Michael Carruth (born 9 July 1967) is a southpaw Irish Olympic boxer from Dublin. He is best known for winning the welterweight gold medal at the 1992 Summer Olympics in Barcelona. He turned professional in 1994 and retired in 2000.

==Amateur boxing==
- Olympic results

- 1988 Olympics Lightweight Boxing
- 1st round bye
- Defeated Satoru Higashi (Japan) 5-0
- Lost to George Scott (Sweden) KO by 1

- 1992 Olympics Welterweight Boxing
- Round of 32: bye
- Round of 16: Defeated Mikaele Masoe (American Samoa) on points, 11-2
- Quarter-final: Defeated Andreas Otto (Germany) on points, 35-22
- Semi-final: Defeated Arkhom Chenglai (Thailand) on points, 11-4
- Final: Defeated Juan Hernández Sierra (Cuba) on points, 13-10.
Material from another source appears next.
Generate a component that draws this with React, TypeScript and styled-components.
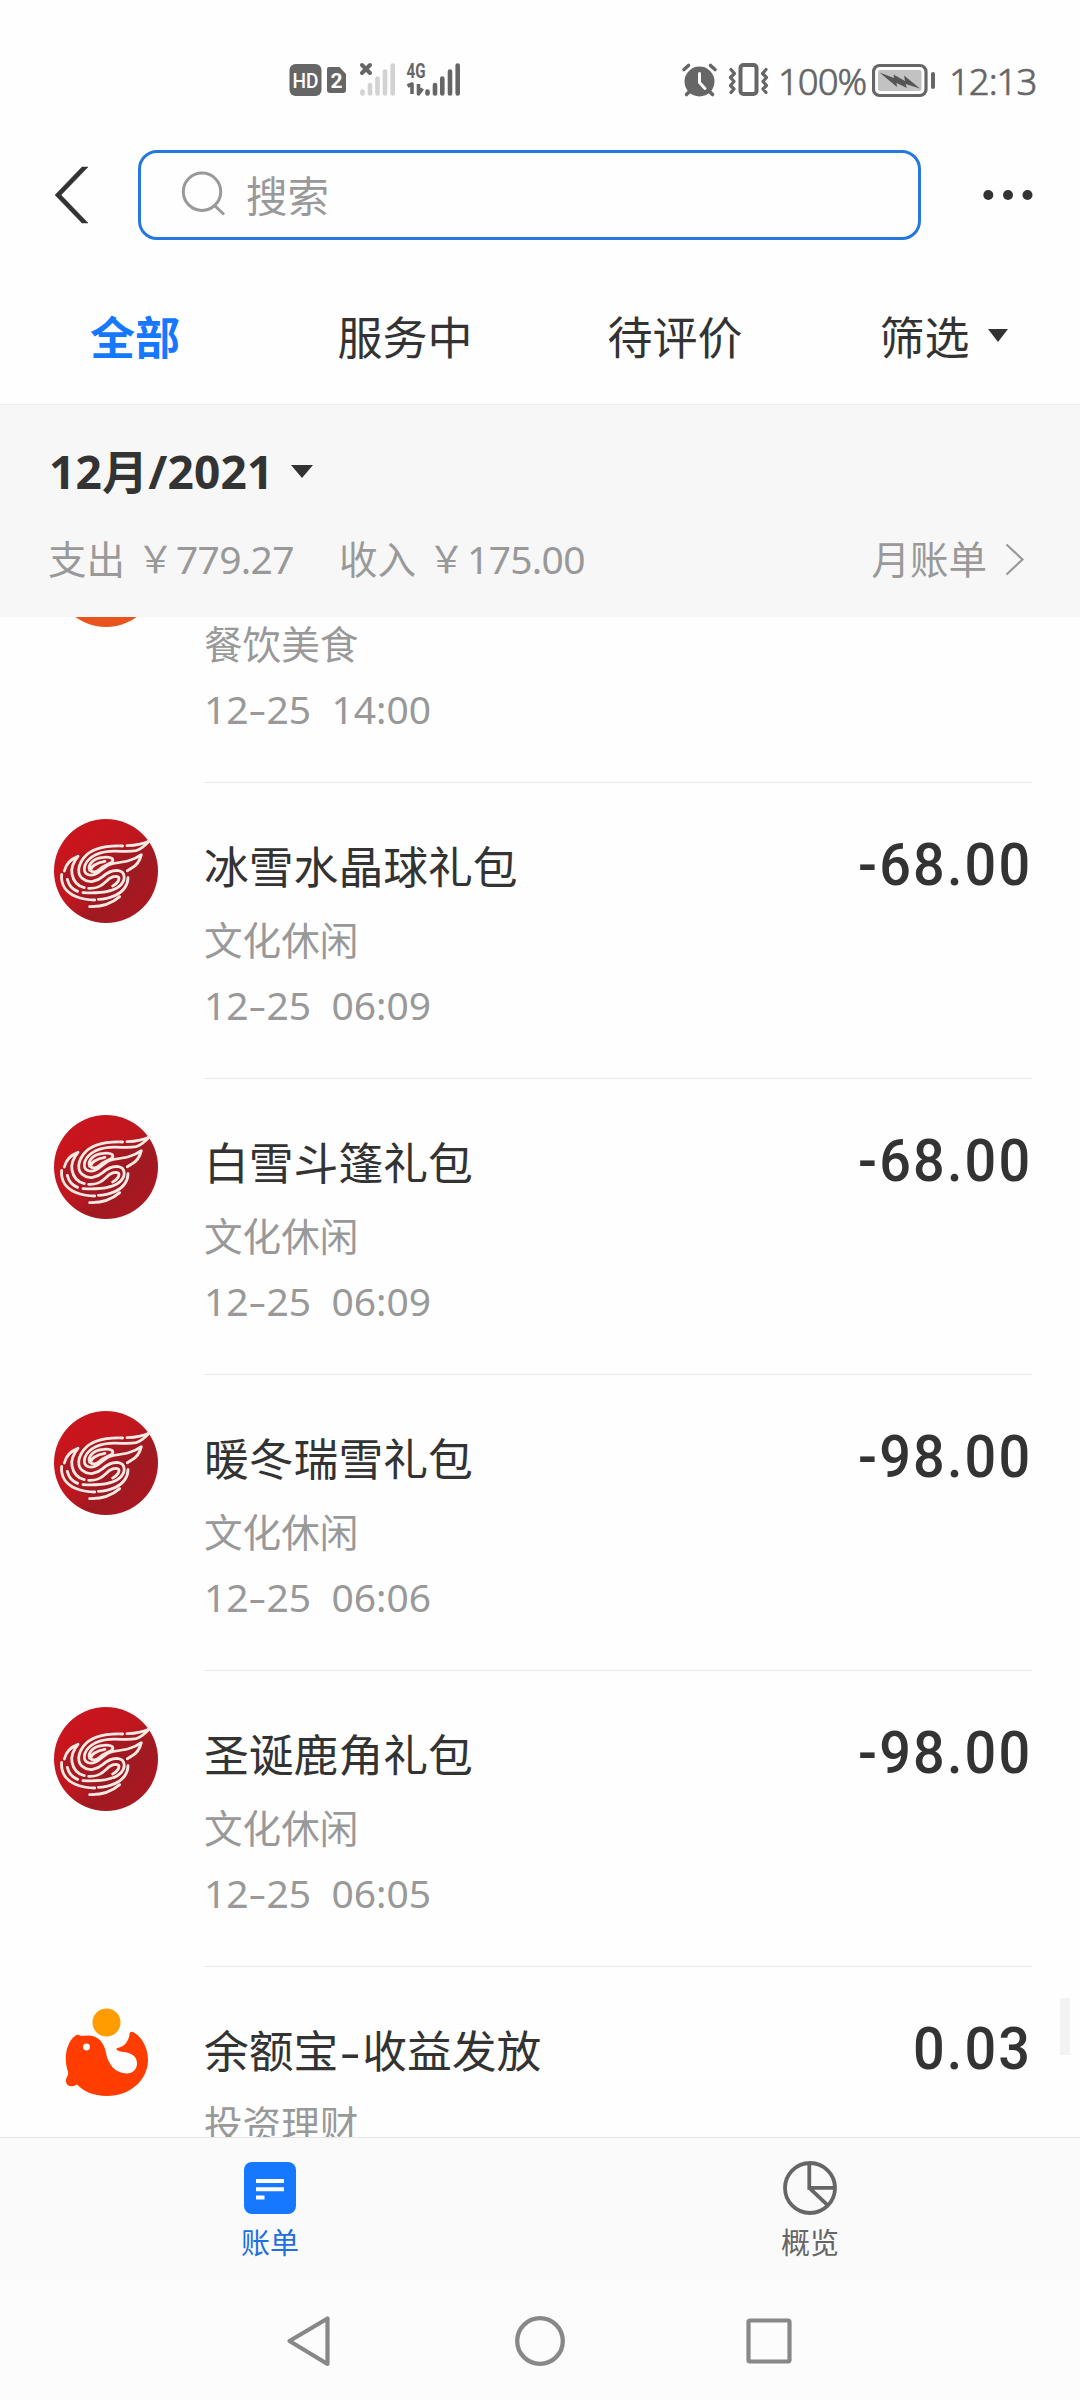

Carruth's medal was Ireland's first ever gold medal in boxing, only a couple of hours after teammate Wayne McCullough had to settle for the silver in bantamweight. It was also the first Olympic gold medal for Ireland since Ronnie Delaney won the Men's 1500m event at the 1956 Olympic Games in Melbourne.

Within a few days of Carruth winning his Olympic medal the Government of Ireland announced that Carruth has been instantly promoted to sergeant within the Irish Army in recognition of his achievement at the Olympics. And, on the day of his return to Ireland, local pubs dropped the price of beer to that of 1956.

==Professional boxing==
Carruth turned professional in 1994 after taking leave from his job as a soldier in the Irish Army. He was trained by the former Irish boxing great Steve Collins. He had limited success as a professional, losing in both of his defining professional bouts, in 1997 against Mihai Leu for the WBO Welterweight title and in 2000 against Adrian Stone for the IBO Light Middleweight title. He retired in 2000, after the loss to Stone, with a career professional record of 18-3-0.

==Media==
In 2006, he competed on the TV series Celebrity Jigs 'n' Reels.

Carruth was an expert boxing analyst for RTÉ's Olympic coverage in 2008, 2012 and 2016.

In 2020, Carruth appeared in the fourth season of the Irish edition of Dancing with the Stars. He and his professional partner, Karen Byrne, were eliminated on 3 February 2020.

==Involvement in Gaelic games==
During his short spell as senior Westmeath county football team manager, Brendan Hackett appointed Carruth as masseur in 2009.